Friday, February 6, 2009

in some u-nee-verses [flat blackness]

The last books I read before Alicia died were Phillip Pullman’s His Dark Materials series, which begins with The Golden Compass. A central aspect of people in Lyra’s world [the main character and heroine] is that they have daemons [Lyra’s daemon is named Pantalaimon]. A daemon is the constant companion of his or her corresponding human. They are animal shape-shifters until the transition between childhood and adolescence when they take on their final form- a creature that portrays the truest and deepest nature of a person. Usually a daemon is the opposite sex, of a similar demeanor, fiercely protective, and acts as an amalgamation of intuition and conscience. Humans are bonded so closely with their daemons that there is a limit on the distance that can separate them, lest they both die. The only beings that can separate from their daemons are witches who possess special magic.
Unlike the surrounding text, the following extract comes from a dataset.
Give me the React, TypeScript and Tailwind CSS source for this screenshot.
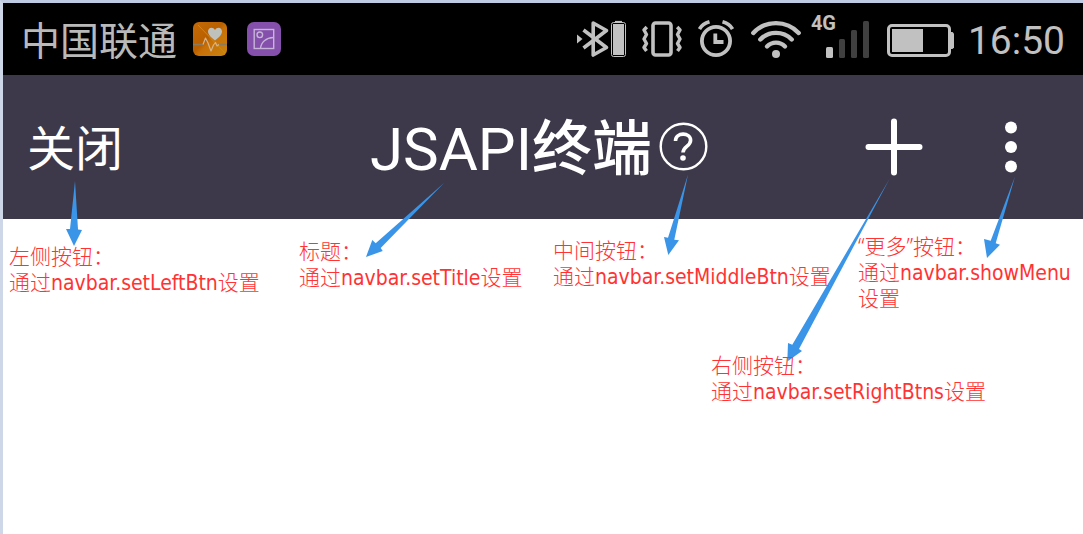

When I was reading the series I identified a strong similarity in the intimacy of a human-daemon relationship and a twin relationship. What drew my attention was the act of separation of a human from her daemon. When Pullman described the horror of this separation, a crime forbidden and taboo, I immediately understood. In the first novel, Lyra finds a town haunted by a boy wandering about without his daemon and rescues him, though he soon dies. The appearance of any person without their daemon is as awful as if they were physically damaged beyond recognition. Humans without daemons are considered as frightful as zombies; they are beings without true will, identity, or soul. Later in the book Lyra is put into a machine intended to slice apart her and Pantalaimon’s connection. Though they escape, the panic and torment experienced by each of them made me think, “This is what it must be like to lose a twin." Still, trying to imagine something so terrible usually just leads to flat blackness- impenetrable, mysterious.
Now that Alicia is dead I often try to imagine what is was like before and find myself reaching out into the same flat blackness.